Capt. Tripp Hooks, of Capt. Hooks Outdoors out of the Ocean Isle area, can put his clients on red drum thought out the year. As he says, “Red drum are always an option.” He also loves to target the fall, winter, and spring trout bite, as well as the spring cobia and summer and fall flounder.
Capt. Hook Outdoors also has the “Black Pearl,” a 30’ Hydrasport, in its arsenal, in case you prefer heading offshore of the jetties.
If you’d like to have the pleasure of watching your bobber going under and then trying to guess whether you’re fast to a trout, red drum, or sheepshead, then give Tripp a call at (910) 540-7332, or visit him online at www.capthookoutdoors.com.
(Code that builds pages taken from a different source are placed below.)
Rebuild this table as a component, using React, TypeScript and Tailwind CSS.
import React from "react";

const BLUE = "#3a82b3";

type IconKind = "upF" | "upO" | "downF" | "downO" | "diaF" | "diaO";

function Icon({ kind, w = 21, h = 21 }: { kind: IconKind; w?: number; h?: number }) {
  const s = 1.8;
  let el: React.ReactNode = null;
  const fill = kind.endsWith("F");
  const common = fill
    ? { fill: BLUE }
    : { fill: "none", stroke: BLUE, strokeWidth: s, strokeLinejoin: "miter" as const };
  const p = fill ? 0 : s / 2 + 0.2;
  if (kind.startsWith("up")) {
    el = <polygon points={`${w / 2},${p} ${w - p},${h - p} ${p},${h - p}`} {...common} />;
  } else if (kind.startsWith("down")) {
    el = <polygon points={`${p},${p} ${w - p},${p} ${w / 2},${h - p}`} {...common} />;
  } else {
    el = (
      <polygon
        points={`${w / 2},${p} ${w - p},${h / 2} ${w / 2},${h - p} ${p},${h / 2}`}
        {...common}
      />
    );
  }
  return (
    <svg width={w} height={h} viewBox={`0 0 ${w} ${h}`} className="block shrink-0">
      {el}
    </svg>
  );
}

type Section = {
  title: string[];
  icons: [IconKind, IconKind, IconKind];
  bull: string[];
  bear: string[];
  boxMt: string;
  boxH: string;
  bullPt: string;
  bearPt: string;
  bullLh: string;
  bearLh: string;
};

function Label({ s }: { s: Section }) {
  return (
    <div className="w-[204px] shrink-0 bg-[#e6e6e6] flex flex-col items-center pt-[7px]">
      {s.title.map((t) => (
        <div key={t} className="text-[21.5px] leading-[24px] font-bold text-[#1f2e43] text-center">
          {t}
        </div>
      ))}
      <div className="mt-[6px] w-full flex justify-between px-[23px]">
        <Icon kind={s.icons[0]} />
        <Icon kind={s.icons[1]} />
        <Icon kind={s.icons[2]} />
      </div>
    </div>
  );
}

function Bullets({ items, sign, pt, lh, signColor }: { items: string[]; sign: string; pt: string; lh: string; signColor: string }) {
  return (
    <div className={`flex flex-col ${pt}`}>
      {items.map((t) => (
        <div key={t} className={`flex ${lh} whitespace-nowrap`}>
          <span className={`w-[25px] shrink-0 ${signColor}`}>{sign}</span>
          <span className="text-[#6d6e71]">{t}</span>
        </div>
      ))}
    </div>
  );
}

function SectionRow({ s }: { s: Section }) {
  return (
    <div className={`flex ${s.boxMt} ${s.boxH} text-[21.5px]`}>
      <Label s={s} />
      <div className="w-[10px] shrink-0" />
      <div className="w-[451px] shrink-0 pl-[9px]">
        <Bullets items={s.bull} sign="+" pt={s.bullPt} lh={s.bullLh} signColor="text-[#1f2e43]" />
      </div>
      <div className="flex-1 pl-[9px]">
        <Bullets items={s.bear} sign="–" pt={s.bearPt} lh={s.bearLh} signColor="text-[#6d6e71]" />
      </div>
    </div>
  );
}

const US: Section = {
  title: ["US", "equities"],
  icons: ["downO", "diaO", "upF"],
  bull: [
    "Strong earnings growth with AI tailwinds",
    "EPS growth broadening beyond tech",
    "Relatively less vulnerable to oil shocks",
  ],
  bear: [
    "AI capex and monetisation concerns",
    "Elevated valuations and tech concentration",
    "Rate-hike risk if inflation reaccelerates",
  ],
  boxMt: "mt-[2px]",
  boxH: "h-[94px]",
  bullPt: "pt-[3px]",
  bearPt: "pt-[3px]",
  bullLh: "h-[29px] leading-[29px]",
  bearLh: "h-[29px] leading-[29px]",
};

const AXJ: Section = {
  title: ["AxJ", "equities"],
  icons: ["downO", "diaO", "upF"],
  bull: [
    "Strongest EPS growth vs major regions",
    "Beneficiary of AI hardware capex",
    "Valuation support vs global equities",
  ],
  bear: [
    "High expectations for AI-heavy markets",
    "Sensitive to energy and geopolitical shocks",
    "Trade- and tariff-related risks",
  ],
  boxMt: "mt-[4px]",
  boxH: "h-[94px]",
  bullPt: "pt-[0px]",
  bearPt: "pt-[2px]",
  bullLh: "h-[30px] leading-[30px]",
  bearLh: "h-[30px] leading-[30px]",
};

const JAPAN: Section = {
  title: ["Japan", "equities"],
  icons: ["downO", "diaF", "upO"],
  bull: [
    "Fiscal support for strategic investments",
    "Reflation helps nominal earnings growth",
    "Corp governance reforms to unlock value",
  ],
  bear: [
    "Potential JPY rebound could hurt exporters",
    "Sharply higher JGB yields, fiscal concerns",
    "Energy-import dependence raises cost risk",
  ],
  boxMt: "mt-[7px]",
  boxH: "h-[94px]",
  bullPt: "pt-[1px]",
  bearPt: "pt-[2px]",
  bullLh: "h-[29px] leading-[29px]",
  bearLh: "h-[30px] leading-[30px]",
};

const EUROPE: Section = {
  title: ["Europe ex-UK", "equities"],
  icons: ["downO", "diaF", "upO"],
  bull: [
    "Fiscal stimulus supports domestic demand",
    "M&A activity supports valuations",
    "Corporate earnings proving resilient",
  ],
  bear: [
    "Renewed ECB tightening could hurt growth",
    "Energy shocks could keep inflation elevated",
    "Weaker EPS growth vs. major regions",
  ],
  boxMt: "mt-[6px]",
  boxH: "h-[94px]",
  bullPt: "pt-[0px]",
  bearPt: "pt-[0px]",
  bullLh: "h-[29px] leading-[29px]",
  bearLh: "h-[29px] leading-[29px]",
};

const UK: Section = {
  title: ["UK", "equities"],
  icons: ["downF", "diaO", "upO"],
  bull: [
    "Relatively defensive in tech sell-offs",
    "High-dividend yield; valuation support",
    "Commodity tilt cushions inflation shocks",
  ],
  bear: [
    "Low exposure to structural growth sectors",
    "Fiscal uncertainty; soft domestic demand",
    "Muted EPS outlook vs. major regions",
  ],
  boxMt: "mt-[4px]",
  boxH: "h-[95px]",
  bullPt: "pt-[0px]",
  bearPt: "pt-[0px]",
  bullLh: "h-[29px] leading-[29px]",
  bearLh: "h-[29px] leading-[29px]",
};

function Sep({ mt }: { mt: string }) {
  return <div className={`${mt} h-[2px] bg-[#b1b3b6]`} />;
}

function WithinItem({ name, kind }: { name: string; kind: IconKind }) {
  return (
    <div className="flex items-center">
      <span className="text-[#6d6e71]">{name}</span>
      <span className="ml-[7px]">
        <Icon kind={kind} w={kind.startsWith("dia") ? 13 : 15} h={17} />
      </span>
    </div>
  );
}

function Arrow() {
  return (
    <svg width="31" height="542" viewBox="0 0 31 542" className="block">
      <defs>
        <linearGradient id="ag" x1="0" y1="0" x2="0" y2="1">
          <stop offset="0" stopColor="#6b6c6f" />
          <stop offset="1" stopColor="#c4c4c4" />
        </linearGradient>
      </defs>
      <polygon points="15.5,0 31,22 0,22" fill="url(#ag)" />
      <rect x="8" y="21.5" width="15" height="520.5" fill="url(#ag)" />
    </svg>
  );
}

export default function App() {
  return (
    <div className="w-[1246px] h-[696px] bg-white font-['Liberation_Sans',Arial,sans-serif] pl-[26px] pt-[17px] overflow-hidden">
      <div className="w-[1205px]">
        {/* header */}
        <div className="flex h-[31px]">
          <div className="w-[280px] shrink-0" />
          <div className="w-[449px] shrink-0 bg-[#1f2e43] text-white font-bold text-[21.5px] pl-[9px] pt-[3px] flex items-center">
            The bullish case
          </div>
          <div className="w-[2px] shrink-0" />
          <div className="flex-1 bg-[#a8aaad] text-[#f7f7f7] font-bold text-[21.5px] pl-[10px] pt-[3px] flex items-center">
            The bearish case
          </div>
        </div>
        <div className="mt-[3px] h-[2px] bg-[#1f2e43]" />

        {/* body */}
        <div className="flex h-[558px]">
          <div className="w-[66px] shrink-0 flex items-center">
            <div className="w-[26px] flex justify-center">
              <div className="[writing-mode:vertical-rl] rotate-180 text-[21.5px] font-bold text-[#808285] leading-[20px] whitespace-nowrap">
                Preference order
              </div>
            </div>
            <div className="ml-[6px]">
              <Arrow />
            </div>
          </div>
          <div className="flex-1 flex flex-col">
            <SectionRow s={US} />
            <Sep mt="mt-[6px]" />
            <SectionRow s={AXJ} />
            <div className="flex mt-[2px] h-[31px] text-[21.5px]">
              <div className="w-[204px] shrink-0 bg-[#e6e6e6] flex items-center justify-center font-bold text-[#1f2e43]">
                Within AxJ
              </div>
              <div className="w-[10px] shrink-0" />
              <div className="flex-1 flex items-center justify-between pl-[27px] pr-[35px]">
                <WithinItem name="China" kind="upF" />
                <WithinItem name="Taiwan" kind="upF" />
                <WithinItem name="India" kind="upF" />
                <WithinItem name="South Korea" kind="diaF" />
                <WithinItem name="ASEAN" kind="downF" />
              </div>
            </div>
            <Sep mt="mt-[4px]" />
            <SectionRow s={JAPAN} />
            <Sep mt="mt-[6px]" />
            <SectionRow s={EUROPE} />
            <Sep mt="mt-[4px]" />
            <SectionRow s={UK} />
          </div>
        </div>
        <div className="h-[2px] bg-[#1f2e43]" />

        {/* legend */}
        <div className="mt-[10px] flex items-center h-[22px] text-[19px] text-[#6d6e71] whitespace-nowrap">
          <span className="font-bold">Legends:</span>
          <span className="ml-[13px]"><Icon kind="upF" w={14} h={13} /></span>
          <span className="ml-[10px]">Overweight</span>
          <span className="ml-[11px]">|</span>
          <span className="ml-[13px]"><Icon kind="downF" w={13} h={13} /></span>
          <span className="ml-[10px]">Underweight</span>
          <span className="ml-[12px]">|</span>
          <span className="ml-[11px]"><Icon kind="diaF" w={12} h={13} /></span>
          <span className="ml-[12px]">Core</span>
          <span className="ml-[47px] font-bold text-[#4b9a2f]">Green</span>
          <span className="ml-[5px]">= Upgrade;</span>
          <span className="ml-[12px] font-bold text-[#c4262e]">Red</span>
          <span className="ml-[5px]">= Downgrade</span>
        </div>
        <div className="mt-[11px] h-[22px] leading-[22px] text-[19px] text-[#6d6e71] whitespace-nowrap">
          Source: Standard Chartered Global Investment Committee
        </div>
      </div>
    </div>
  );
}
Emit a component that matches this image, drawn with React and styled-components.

My suggestion? Book Tripp for anything he has available. The young captain is as fishy as anyone, thanks in large part to the tutelage of his father David who had him on the water since birth, fishing since age 3, mating (for his father) on offshore trips by age 9, and then guiding solo by age 18.
My other suggestion? Ask Tom, my brother-in-law, if you should crank down on the drag after hooking a red drum, or if you should just assume that Tripp, a professional angler and captain, has handed you a reel with the drag set just where it ought to be.